Print every line of the listing exactly, please.

→ DATA SECTION

──────────────────────────────

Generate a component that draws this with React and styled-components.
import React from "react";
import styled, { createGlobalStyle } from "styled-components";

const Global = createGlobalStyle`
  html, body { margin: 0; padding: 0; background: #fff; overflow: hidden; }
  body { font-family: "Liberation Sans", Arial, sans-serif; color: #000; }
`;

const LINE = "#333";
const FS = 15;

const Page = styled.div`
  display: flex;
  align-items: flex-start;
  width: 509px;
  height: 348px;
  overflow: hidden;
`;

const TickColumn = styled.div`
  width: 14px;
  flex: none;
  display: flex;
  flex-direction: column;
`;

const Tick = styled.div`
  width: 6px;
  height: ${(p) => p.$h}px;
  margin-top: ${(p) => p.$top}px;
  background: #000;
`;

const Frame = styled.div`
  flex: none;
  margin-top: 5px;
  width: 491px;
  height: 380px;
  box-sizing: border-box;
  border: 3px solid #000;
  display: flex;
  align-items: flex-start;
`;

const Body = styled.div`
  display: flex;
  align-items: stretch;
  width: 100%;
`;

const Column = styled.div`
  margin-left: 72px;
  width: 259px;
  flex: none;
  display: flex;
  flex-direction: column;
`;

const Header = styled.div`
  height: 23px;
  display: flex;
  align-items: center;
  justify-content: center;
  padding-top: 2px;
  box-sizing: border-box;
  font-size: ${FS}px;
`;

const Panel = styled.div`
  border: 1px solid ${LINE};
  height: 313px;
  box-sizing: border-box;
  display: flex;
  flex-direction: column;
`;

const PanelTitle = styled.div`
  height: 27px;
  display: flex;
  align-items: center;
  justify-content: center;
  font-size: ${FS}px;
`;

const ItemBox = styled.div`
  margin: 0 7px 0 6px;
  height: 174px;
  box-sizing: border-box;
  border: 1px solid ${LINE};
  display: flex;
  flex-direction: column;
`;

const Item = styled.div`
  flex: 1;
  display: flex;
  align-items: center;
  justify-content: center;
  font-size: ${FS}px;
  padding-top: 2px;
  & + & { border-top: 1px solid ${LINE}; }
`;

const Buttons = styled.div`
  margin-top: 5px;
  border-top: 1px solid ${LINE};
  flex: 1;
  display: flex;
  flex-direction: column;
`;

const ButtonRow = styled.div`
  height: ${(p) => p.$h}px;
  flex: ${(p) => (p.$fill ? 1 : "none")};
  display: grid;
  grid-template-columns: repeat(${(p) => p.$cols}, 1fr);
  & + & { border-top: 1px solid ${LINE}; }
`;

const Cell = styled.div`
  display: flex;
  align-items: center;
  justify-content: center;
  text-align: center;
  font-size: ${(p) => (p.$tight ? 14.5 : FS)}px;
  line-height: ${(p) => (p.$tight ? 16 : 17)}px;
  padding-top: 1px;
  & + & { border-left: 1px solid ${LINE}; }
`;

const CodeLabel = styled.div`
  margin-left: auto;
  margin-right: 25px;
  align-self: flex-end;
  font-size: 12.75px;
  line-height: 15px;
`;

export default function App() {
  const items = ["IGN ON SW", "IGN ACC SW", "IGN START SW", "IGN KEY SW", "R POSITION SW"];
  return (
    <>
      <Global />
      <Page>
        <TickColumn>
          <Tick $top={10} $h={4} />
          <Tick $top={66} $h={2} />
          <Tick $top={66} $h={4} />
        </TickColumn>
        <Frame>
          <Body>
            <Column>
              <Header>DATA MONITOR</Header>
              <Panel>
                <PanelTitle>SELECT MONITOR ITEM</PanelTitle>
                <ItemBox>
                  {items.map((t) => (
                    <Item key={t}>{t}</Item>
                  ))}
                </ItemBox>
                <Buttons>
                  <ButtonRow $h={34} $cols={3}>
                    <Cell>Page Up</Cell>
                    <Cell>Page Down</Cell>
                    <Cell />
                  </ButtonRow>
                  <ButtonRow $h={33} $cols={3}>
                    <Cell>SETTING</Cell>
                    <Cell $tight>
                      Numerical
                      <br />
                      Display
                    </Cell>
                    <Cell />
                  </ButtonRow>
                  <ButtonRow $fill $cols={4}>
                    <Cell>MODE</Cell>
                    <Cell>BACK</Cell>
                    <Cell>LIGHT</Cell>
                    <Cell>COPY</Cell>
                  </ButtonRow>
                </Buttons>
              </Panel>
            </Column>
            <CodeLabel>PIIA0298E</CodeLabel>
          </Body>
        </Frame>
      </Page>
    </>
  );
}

──────────────────────────────

→ SOLUTION TO THIS EXERCISE
Generate a component that draws this with React and styled-components.
import React from "react";
import styled, { createGlobalStyle } from "styled-components";

const Global = createGlobalStyle`
  html, body { margin: 0; padding: 0; background: #fff; overflow: hidden; }
  body { font-family: "Liberation Sans", Arial, sans-serif; color: #000; }
`;

const LINE = "#333";
const FS = 15;

const Page = styled.div`
  display: flex;
  align-items: flex-start;
  width: 509px;
  height: 348px;
  overflow: hidden;
`;

const TickColumn = styled.div`
  width: 14px;
  flex: none;
  display: flex;
  flex-direction: column;
`;

const Tick = styled.div`
  width: 6px;
  height: ${(p) => p.$h}px;
  margin-top: ${(p) => p.$top}px;
  background: #000;
`;

const Frame = styled.div`
  flex: none;
  margin-top: 5px;
  width: 491px;
  height: 380px;
  box-sizing: border-box;
  border: 3px solid #000;
  display: flex;
  align-items: flex-start;
`;

const Body = styled.div`
  display: flex;
  align-items: stretch;
  width: 100%;
`;

const Column = styled.div`
  margin-left: 72px;
  width: 259px;
  flex: none;
  display: flex;
  flex-direction: column;
`;

const Header = styled.div`
  height: 23px;
  display: flex;
  align-items: center;
  justify-content: center;
  padding-top: 2px;
  box-sizing: border-box;
  font-size: ${FS}px;
`;

const Panel = styled.div`
  border: 1px solid ${LINE};
  height: 313px;
  box-sizing: border-box;
  display: flex;
  flex-direction: column;
`;

const PanelTitle = styled.div`
  height: 27px;
  display: flex;
  align-items: center;
  justify-content: center;
  font-size: ${FS}px;
`;

const ItemBox = styled.div`
  margin: 0 7px 0 6px;
  height: 174px;
  box-sizing: border-box;
  border: 1px solid ${LINE};
  display: flex;
  flex-direction: column;
`;

const Item = styled.div`
  flex: 1;
  display: flex;
  align-items: center;
  justify-content: center;
  font-size: ${FS}px;
  padding-top: 2px;
  & + & { border-top: 1px solid ${LINE}; }
`;

const Buttons = styled.div`
  margin-top: 5px;
  border-top: 1px solid ${LINE};
  flex: 1;
  display: flex;
  flex-direction: column;
`;

const ButtonRow = styled.div`
  height: ${(p) => p.$h}px;
  flex: ${(p) => (p.$fill ? 1 : "none")};
  display: grid;
  grid-template-columns: repeat(${(p) => p.$cols}, 1fr);
  & + & { border-top: 1px solid ${LINE}; }
`;

const Cell = styled.div`
  display: flex;
  align-items: center;
  justify-content: center;
  text-align: center;
  font-size: ${(p) => (p.$tight ? 14.5 : FS)}px;
  line-height: ${(p) => (p.$tight ? 16 : 17)}px;
  padding-top: 1px;
  & + & { border-left: 1px solid ${LINE}; }
`;

const CodeLabel = styled.div`
  margin-left: auto;
  margin-right: 25px;
  align-self: flex-end;
  font-size: 12.75px;
  line-height: 15px;
`;

export default function App() {
  const items = ["IGN ON SW", "IGN ACC SW", "IGN START SW", "IGN KEY SW", "R POSITION SW"];
  return (
    <>
      <Global />
      <Page>
        <TickColumn>
          <Tick $top={10} $h={4} />
          <Tick $top={66} $h={2} />
          <Tick $top={66} $h={4} />
        </TickColumn>
        <Frame>
          <Body>
            <Column>
              <Header>DATA MONITOR</Header>
              <Panel>
                <PanelTitle>SELECT MONITOR ITEM</PanelTitle>
                <ItemBox>
                  {items.map((t) => (
                    <Item key={t}>{t}</Item>
                  ))}
                </ItemBox>
                <Buttons>
                  <ButtonRow $h={34} $cols={3}>
                    <Cell>Page Up</Cell>
                    <Cell>Page Down</Cell>
                    <Cell />
                  </ButtonRow>
                  <ButtonRow $h={33} $cols={3}>
                    <Cell>SETTING</Cell>
                    <Cell $tight>
                      Numerical
                      <br />
                      Display
                    </Cell>
                    <Cell />
                  </ButtonRow>
                  <ButtonRow $fill $cols={4}>
                    <Cell>MODE</Cell>
                    <Cell>BACK</Cell>
                    <Cell>LIGHT</Cell>
                    <Cell>COPY</Cell>
                  </ButtonRow>
                </Buttons>
              </Panel>
            </Column>
            <CodeLabel>PIIA0298E</CodeLabel>
          </Body>
        </Frame>
      </Page>
    </>
  );
}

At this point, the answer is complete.